Stated task ▸
Count the lines below that contain the word "React", and reply with that number alone.

# Data block start

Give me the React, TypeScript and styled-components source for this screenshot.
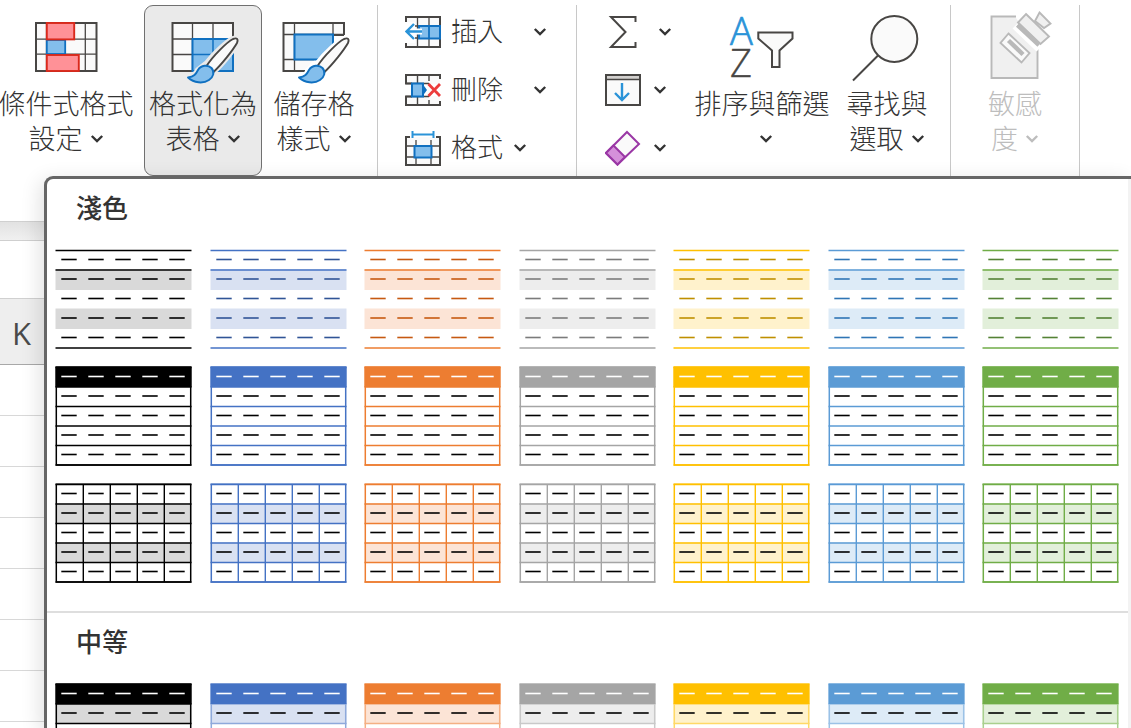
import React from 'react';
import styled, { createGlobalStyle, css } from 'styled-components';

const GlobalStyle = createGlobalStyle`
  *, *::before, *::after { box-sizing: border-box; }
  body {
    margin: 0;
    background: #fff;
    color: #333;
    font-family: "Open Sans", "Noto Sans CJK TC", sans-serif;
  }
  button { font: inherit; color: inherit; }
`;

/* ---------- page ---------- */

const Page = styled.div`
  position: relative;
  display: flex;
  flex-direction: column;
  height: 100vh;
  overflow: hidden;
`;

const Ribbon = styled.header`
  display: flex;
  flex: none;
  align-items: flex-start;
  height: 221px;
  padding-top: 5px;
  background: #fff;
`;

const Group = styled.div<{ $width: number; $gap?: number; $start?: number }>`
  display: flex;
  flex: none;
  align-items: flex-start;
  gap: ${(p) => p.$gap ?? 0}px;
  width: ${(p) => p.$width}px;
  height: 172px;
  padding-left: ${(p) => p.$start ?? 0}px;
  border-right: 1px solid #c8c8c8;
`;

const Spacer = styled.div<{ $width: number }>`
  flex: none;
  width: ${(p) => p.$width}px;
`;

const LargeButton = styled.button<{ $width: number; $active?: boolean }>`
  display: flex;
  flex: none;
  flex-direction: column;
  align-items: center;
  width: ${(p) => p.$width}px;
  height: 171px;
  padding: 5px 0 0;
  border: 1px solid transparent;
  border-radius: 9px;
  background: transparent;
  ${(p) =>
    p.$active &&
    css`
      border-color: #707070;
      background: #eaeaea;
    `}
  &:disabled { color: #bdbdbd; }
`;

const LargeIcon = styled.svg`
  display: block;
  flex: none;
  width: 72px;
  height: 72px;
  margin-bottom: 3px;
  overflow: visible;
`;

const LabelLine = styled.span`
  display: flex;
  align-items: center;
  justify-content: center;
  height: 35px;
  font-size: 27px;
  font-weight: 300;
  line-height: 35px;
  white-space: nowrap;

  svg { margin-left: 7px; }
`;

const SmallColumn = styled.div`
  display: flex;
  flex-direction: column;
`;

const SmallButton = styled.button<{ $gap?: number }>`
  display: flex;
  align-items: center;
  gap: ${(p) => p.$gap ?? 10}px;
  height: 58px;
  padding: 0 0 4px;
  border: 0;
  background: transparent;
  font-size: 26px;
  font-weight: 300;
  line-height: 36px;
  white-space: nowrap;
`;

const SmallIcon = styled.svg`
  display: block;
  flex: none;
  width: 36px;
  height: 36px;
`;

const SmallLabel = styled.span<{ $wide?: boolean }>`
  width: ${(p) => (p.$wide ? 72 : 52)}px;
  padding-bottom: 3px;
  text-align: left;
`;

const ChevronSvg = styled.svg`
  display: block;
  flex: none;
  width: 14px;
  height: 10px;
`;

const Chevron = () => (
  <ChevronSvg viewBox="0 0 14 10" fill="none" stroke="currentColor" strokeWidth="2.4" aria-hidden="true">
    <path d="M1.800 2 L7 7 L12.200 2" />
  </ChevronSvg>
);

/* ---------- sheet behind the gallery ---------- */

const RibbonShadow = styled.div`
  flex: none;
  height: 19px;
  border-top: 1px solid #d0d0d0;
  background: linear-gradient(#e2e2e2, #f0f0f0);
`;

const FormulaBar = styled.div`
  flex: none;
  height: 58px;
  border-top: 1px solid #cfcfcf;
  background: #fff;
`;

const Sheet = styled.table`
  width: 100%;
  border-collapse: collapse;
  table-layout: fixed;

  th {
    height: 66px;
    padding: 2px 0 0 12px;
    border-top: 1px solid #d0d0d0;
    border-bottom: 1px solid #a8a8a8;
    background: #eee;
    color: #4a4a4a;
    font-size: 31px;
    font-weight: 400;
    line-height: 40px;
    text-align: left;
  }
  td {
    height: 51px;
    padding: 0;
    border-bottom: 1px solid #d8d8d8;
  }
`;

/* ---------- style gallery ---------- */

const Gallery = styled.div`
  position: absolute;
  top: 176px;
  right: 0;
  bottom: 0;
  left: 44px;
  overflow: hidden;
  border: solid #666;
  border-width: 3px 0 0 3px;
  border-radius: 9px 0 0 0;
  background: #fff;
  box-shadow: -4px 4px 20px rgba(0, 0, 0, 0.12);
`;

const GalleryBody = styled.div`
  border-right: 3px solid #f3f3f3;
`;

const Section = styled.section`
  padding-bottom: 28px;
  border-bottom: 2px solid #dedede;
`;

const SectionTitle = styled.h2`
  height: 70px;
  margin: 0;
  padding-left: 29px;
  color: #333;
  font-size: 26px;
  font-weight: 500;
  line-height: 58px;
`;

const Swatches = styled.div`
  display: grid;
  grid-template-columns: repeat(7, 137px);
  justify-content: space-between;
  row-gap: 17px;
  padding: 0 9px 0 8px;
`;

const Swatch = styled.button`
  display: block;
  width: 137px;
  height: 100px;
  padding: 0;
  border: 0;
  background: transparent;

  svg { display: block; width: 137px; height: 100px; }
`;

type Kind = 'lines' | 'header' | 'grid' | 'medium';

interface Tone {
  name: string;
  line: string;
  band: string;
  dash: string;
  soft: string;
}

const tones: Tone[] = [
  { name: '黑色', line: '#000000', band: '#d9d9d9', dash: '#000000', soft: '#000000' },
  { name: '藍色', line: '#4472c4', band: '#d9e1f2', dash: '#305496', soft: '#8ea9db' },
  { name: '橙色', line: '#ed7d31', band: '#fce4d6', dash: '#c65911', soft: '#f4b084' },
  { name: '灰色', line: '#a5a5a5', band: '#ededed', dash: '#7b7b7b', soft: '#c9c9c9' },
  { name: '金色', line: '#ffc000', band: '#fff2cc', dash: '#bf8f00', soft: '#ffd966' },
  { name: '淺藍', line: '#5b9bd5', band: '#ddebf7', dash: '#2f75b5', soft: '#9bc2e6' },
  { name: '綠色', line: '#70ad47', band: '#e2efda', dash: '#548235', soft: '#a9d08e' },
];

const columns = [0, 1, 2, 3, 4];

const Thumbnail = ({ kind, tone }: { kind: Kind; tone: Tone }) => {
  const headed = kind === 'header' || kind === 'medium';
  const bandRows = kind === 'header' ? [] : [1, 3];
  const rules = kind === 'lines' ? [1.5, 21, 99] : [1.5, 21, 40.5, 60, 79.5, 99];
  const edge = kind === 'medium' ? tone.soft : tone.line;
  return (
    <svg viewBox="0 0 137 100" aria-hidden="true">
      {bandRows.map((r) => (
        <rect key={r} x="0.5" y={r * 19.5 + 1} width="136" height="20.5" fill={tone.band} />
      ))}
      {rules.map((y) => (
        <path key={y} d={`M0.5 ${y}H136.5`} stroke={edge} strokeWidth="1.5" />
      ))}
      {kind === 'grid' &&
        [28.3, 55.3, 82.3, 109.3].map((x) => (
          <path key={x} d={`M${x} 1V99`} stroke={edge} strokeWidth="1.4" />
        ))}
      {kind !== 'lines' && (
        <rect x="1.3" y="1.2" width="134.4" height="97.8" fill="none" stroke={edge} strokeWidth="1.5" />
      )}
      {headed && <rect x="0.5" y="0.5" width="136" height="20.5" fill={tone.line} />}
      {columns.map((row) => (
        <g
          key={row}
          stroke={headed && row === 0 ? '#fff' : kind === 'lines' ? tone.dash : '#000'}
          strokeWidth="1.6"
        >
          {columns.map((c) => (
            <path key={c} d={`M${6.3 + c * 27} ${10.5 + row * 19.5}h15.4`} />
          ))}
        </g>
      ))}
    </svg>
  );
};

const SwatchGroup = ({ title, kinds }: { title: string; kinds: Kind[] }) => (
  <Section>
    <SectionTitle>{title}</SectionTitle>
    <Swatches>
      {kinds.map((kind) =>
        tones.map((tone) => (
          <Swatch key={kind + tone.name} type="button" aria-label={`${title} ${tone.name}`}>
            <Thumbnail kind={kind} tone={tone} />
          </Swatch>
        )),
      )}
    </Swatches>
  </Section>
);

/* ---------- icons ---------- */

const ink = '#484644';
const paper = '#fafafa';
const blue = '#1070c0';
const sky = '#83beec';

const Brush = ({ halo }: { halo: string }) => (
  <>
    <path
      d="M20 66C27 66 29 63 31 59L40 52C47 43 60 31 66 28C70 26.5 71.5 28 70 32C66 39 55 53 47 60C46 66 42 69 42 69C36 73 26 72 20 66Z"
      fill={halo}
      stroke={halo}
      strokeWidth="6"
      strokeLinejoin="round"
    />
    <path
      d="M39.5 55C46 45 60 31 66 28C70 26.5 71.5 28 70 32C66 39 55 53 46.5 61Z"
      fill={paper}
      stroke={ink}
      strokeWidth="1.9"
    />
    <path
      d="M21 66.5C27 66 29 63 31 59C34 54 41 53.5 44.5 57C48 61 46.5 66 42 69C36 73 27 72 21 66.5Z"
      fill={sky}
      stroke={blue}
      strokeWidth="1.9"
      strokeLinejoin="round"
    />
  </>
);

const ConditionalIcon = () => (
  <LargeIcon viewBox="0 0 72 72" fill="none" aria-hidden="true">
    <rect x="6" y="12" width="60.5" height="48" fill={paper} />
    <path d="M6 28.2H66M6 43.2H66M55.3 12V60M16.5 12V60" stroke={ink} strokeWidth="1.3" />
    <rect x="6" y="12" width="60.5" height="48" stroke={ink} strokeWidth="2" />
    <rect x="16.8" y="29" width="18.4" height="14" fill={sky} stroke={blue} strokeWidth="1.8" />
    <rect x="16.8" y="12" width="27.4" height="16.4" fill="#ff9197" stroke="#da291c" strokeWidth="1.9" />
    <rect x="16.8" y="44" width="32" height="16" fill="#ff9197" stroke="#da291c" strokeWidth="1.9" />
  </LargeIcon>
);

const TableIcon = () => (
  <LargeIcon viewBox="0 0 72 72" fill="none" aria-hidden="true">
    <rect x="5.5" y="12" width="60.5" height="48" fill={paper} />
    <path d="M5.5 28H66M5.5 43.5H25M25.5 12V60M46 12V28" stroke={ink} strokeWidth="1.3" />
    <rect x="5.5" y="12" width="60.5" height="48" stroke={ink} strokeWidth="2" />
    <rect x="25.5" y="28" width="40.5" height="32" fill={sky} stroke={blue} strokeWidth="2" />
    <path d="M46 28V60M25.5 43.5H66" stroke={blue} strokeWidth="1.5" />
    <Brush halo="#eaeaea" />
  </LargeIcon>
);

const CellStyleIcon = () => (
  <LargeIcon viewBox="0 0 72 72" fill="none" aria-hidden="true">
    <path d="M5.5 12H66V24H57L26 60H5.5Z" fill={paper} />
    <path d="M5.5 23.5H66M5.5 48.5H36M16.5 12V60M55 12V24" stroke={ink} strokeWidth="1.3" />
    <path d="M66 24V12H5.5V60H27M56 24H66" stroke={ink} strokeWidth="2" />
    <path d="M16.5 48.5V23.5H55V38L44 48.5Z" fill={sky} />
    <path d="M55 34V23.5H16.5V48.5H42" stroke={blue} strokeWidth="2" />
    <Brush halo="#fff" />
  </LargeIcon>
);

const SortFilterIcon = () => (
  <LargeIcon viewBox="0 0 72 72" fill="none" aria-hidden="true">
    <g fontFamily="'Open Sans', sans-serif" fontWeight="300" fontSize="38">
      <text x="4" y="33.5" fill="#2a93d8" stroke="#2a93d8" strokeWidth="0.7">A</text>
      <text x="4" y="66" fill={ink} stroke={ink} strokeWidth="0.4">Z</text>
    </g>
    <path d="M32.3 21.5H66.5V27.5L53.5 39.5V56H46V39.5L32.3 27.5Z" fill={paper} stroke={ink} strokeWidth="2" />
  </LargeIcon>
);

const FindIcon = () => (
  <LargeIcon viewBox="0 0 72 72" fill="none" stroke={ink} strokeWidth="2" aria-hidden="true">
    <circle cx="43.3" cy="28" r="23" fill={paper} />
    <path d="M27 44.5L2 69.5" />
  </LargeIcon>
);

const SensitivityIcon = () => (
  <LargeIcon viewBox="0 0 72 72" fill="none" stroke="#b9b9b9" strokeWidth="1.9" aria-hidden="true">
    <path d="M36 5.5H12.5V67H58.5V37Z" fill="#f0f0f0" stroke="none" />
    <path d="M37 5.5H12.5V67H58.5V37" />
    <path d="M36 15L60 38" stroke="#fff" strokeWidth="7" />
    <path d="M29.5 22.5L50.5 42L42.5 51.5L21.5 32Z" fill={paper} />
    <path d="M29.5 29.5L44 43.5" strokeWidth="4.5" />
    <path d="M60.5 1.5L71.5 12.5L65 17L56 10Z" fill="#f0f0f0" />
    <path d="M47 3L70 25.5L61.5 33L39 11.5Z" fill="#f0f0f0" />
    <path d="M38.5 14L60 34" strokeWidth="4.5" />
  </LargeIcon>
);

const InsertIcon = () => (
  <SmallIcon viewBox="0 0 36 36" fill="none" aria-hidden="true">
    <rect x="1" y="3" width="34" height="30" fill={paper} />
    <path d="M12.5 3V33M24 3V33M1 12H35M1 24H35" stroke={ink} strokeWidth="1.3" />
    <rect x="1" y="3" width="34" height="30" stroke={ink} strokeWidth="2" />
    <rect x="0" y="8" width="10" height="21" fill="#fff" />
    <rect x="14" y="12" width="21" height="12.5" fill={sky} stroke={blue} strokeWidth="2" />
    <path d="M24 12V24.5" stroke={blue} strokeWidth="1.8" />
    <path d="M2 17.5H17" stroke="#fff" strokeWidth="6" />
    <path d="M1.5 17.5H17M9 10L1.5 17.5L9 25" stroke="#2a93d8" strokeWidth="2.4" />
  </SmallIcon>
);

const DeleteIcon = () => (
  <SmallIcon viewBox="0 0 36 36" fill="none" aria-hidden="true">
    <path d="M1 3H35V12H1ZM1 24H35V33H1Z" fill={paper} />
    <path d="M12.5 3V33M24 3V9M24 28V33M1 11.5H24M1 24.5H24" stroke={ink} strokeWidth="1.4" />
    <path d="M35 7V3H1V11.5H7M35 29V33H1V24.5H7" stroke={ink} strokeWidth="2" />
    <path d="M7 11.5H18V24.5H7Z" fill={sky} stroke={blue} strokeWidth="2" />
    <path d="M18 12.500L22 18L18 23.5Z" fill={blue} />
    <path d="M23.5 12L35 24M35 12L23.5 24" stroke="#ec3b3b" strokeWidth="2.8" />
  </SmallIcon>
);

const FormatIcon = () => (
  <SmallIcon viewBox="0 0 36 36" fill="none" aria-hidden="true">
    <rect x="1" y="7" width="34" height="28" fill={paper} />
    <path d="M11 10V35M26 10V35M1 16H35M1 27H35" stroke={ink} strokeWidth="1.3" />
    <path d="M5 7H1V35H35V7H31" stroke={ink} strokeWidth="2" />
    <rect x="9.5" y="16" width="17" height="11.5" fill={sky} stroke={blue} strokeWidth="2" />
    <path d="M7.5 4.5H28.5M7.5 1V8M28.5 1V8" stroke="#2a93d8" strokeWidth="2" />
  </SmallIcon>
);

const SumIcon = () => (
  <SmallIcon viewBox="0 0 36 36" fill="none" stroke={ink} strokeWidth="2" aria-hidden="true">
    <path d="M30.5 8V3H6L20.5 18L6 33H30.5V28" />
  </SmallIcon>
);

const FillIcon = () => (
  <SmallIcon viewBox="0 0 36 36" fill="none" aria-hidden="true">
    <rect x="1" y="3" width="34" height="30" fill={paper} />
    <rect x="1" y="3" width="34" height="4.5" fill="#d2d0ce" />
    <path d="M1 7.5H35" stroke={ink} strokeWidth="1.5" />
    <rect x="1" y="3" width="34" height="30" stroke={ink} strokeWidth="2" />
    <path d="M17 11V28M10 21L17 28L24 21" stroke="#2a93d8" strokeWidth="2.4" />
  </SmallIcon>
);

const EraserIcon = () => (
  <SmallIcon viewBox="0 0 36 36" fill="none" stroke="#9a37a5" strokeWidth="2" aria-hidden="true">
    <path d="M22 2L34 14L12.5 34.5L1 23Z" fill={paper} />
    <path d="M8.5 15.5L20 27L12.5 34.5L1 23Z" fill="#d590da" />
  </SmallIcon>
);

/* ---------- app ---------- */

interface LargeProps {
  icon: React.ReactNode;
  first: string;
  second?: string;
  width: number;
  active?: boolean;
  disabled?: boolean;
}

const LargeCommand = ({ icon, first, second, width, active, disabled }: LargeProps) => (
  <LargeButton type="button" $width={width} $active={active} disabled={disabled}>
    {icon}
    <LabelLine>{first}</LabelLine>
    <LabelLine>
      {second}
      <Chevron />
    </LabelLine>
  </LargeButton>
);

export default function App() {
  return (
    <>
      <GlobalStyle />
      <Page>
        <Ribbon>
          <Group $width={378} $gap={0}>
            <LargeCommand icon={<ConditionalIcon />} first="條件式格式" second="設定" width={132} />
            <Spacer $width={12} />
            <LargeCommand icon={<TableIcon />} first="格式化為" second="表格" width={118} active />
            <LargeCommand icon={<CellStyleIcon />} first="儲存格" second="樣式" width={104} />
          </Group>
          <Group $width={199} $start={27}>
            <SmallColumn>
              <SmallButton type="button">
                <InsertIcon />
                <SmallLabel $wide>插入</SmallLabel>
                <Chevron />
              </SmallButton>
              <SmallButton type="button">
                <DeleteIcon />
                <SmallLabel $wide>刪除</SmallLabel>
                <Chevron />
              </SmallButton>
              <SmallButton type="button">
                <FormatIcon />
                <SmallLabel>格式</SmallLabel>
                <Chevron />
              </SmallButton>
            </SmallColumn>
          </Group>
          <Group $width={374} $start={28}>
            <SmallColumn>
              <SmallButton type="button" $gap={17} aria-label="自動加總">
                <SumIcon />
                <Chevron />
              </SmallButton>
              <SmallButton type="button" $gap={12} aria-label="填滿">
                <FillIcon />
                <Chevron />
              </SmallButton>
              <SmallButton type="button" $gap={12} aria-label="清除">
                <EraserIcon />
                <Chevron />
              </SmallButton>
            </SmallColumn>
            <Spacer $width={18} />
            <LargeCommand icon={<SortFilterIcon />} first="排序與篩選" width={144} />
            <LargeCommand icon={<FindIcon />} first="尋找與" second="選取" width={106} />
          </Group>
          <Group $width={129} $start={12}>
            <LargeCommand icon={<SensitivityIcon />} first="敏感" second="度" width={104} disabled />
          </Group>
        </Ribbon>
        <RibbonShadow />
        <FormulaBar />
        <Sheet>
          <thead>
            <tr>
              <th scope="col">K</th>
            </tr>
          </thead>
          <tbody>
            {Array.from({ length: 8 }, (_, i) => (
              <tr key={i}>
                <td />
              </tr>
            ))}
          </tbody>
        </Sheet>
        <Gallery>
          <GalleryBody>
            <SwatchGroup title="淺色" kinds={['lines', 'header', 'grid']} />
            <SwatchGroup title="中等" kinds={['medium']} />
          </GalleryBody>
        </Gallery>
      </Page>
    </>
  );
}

# Data block end

Response to this task ▸
3